### Data
——

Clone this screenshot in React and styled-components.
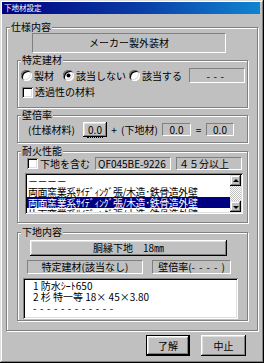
import React from 'react';
import styled, { createGlobalStyle, css } from 'styled-components';

const Global = createGlobalStyle`
  html, body { margin: 0; padding: 0; background: #c0c0c0; }
  body {
    font-family: "Noto Sans CJK JP", "Liberation Sans", sans-serif;
    font-size: 10px;
    color: #000;
  }
  * { box-sizing: border-box; }
`;

const Window = styled.div`
  width: 264px;
  height: 363px;
  background: #c0c0c0;
  padding: 2px 4px 0 2px;
  box-shadow: inset -1px -1px #000, inset 1px 1px #dfdfdf,
    inset -2px -2px #808080, inset 2px 2px #fff;
  display: flex;
  flex-direction: column;
  overflow: hidden;
`;

const TitleBar = styled.div`
  height: 12px;
  background: linear-gradient(90deg, #000080 0%, #0a3fa8 55%, #1084d0 100%);
  color: #fff;
  font-size: 7.5px;
  line-height: 12px;
  padding-left: 2px;
  white-space: nowrap;
`;

const etched = css`
  border: 1px solid #808080;
  box-shadow: inset 1px 1px 0 #fff, 1px 1px 0 #fff;
`;

const OuterGroup = styled.section`
  position: relative;
  ${etched};
  width: 252px;
  height: 304px;
  margin: 13px 0 0 4px;
  display: flex;
  flex-direction: column;
  flex: none;
`;

const Group = styled.section`
  position: relative;
  ${etched};
  width: 231px;
  height: ${p => p.$h}px;
  margin: ${p => p.$mt}px 0 0 10px;
  display: flex;
  flex-direction: column;
  flex: none;
`;

const Legend = styled.span`
  position: absolute;
  top: -7px;
  left: 3px;
  padding: 0 1px;
  background: #c0c0c0;
  line-height: 12px;
  white-space: nowrap;
`;

const Row = styled.div`
  display: flex;
  align-items: center;
  height: ${p => p.$h}px;
  margin-top: ${p => p.$mt}px;
  flex: none;
`;

const Choice = styled.label`
  display: inline-flex;
  align-items: center;
  width: ${p => (p.$w ? `${p.$w}px` : 'auto')};
  margin-left: ${p => p.$ml || 0}px;
  line-height: 12px;
  white-space: nowrap;
  flex: none;
`;

const RadioDot = styled.span`
  position: relative;
  width: 11px;
  height: 11px;
  margin-right: 2px;
  border-radius: 50%;
  background: #fff;
  box-shadow: inset 1px 1px 0 #808080, inset -1px -1px 0 #fff,
    inset 2px 2px 0 #000, inset -2px -2px 0 #dfdfdf;
  flex: none;
  &::after {
    content: '';
    display: ${p => (p.$on ? 'block' : 'none')};
    position: absolute;
    left: 4px;
    top: 4px;
    width: 3px;
    height: 3px;
    border-radius: 50%;
    background: #000;
    box-shadow: 0 0 0 0.5px #000;
  }
`;

const CheckBox = styled.span`
  width: 11px;
  height: 11px;
  margin-right: 2px;
  background: #fff;
  box-shadow: inset 1px 1px 0 #808080, inset -1px -1px 0 #fff,
    inset 2px 2px 0 #000, inset -2px -2px 0 #dfdfdf;
  flex: none;
`;

const Static = styled.div`
  width: ${p => p.$w}px;
  height: ${p => p.$h}px;
  margin-left: ${p => p.$ml || 0}px;
  margin-top: ${p => p.$mt || 0}px;
  padding-left: ${p => p.$pl || 0}px;
  display: flex;
  align-items: center;
  justify-content: ${p => (p.$left ? 'flex-start' : 'center')};
  border: 1px solid;
  border-color: #808080 #fff #fff #808080;
  line-height: 12px;
  white-space: nowrap;
  overflow: hidden;
  flex: none;
`;

const PushButton = styled.button`
  font: inherit;
  color: #000;
  width: ${p => p.$w}px;
  height: ${p => p.$h}px;
  margin: ${p => p.$mt || 0}px 0 0 ${p => p.$ml || 0}px;
  padding: 0;
  background: #c0c0c0;
  border: none;
  line-height: 12px;
  white-space: nowrap;
  flex: none;
  box-shadow: ${p =>
    p.$default
      ? 'inset 0 0 0 1px #000, inset -2px -2px #000, inset 2px 2px #fff, inset -3px -3px #808080, inset 3px 3px #dfdfdf'
      : 'inset -1px -1px #000, inset 1px 1px #fff, inset -2px -2px #808080, inset 2px 2px #dfdfdf'};
`;

const FocusText = styled.span`
  padding: 0 1px;
  border-bottom: 1px dotted #000;
  line-height: 10px;
`;

const Text = styled.span`
  width: ${p => p.$w}px;
  margin-left: ${p => p.$ml || 0}px;
  text-align: ${p => (p.$center ? 'center' : 'left')};
  line-height: 12px;
  white-space: nowrap;
  flex: none;
`;

const Dashes = styled.span`
  letter-spacing: ${p => p.$ls || 3}px;
`;

const sunken2 = css`
  background: #fff;
  box-shadow: inset 1px 1px 0 #808080, inset -1px -1px 0 #fff,
    inset 2px 2px 0 #000, inset -2px -2px 0 #dfdfdf;
`;

const ListBox = styled.div`
  ${sunken2};
  width: 218px;
  height: 41px;
  margin: 3px 0 0 7px;
  padding: 2px;
  display: flex;
  flex: none;
`;

const ListItems = styled.div`
  flex: 1;
  overflow: hidden;
`;

const ListItem = styled.div`
  height: 11px;
  line-height: 11px;
  padding-left: 1px;
  letter-spacing: -0.45px;
  white-space: nowrap;
  overflow: hidden;
  background: ${p => (p.$selected ? '#000080' : 'transparent')};
  color: ${p => (p.$selected ? '#fff' : '#000')};
`;

const ScrollBar = styled.div`
  width: 11px;
  display: flex;
  flex-direction: column;
  flex: none;
`;

const ScrollButton = styled.div`
  height: 11px;
  background: #c0c0c0;
  box-shadow: inset -1px -1px #000, inset 1px 1px #dfdfdf,
    inset -2px -2px #808080, inset 2px 2px #fff;
  display: flex;
  align-items: center;
  justify-content: center;
  flex: none;
`;

const Arrow = styled.span`
  width: 0;
  height: 0;
  border-left: 3px solid transparent;
  border-right: 3px solid transparent;
  ${p =>
    p.$up
      ? 'border-bottom: 3px solid #000; margin-top: -1px;'
      : 'border-top: 3px solid #000; margin-top: 1px;'}
`;

const Track = styled.div`
  flex: 1;
  background: repeating-conic-gradient(#fff 0 25%, #c0c0c0 0 50%) 0 0 / 2px 2px;
`;

const EditBox = styled.div`
  ${sunken2};
  width: 215px;
  height: 41px;
  margin: 4px 0 0 5px;
  padding: 2px 0 0 10px;
  flex: none;
  overflow: hidden;
`;

const EditLine = styled.div`
  height: 11px;
  line-height: 11px;
  white-space: nowrap;
`;

const ButtonBar = styled.div`
  display: flex;
  justify-content: flex-end;
  gap: 11px;
  margin-top: 4px;
  padding-right: 14px;
  flex: none;
`;

const fireOptions = [
  { text: '－－－－' },
  { text: '両面窯業系ｻｲﾃﾞｨﾝｸﾞ張/木造･鉄骨造外壁' },
  { text: '両面窯業系ｻｲﾃﾞｨﾝｸﾞ張/木造･鉄骨造外壁', selected: true },
  { text: '片面窯業系ｻｲﾃﾞｨﾝｸﾞ張/木造･鉄骨造外壁' },
];

export default function App() {
  return (
    <>
      <Global />
      <Window>
        <TitleBar>下地材設定</TitleBar>
        <OuterGroup>
          <Legend>仕様内容</Legend>
          <Static $w={194} $h={20} $ml={25} $mt={5}>メーカー製外装材</Static>

          <Group $h={48} $mt={7}>
            <Legend>特定建材</Legend>
            <Row $h={15} $mt={7}>
              <Choice $w={42} $ml={3}><RadioDot />製材</Choice>
              <Choice $w={66}><RadioDot $on />該当しない</Choice>
              <Choice $w={60}><RadioDot />該当する</Choice>
              <Static $w={56} $h={15}><Dashes $ls={3.5}>---</Dashes></Static>
            </Row>
            <Row $h={12} $mt={3}>
              <Choice $ml={4}><CheckBox />透過性の材料</Choice>
            </Row>
          </Group>

          <Group $h={28} $mt={7}>
            <Legend>壁倍率</Legend>
            <Row $h={15} $mt={6}>
              <Text $w={55} $ml={10}>(仕様材料)</Text>
              <PushButton $w={24} $h={15}><FocusText>0.0</FocusText></PushButton>
              <Text $w={14} $center>+</Text>
              <Text $w={41}>(下地材)</Text>
              <Static $w={29} $h={13}>0.0</Static>
              <Text $w={15} $center>=</Text>
              <Static $w={28} $h={13}>0.0</Static>
            </Row>
          </Group>

          <Group $h={72} $mt={8}>
            <Legend>耐火性能</Legend>
            <Row $h={13} $mt={5}>
              <Choice $w={68} $ml={9}><CheckBox />下地を含む</Choice>
              <Static $w={76} $h={13} $left $pl={2}>QF045BE-9226</Static>
              <Static $w={66} $h={13} $ml={5} $left $pl={2}>４５分以上</Static>
            </Row>
            <ListBox>
              <ListItems>
                {fireOptions.map((o, i) => (
                  <ListItem key={i} $selected={o.selected}>{o.text}</ListItem>
                ))}
              </ListItems>
              <ScrollBar>
                <ScrollButton><Arrow $up /></ScrollButton>
                <Track />
                <ScrollButton><Arrow /></ScrollButton>
              </ScrollBar>
            </ListBox>
          </Group>

          <Group $h={89} $mt={9}>
            <Legend>下地内容</Legend>
            <PushButton $w={197} $h={16} $mt={7} $ml={12}>胴縁下地　18㎜</PushButton>
            <Row $h={14} $mt={4}>
              <Static $w={116} $h={14} $ml={9}>特定建材(該当なし)</Static>
              <Static $w={79} $h={14} $ml={9}>壁倍率(<Dashes $ls={4}> ----</Dashes> )</Static>
            </Row>
            <EditBox>
              <EditLine>1 防水ｼｰﾄ650</EditLine>
              <EditLine>2 杉 特一等 18× 45×3.80</EditLine>
              <EditLine><Dashes $ls={3.5}>------------</Dashes></EditLine>
            </EditBox>
          </Group>
        </OuterGroup>

        <ButtonBar>
          <PushButton $w={44} $h={21} $default>了解</PushButton>
          <PushButton $w={45} $h={21}>中止</PushButton>
        </ButtonBar>
      </Window>
    </>
  );
}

——

### Your instructions
Identify and extract each line of the listing that contains "React".

### Solution for this task
Clone this screenshot in React and styled-components.
import React from 'react';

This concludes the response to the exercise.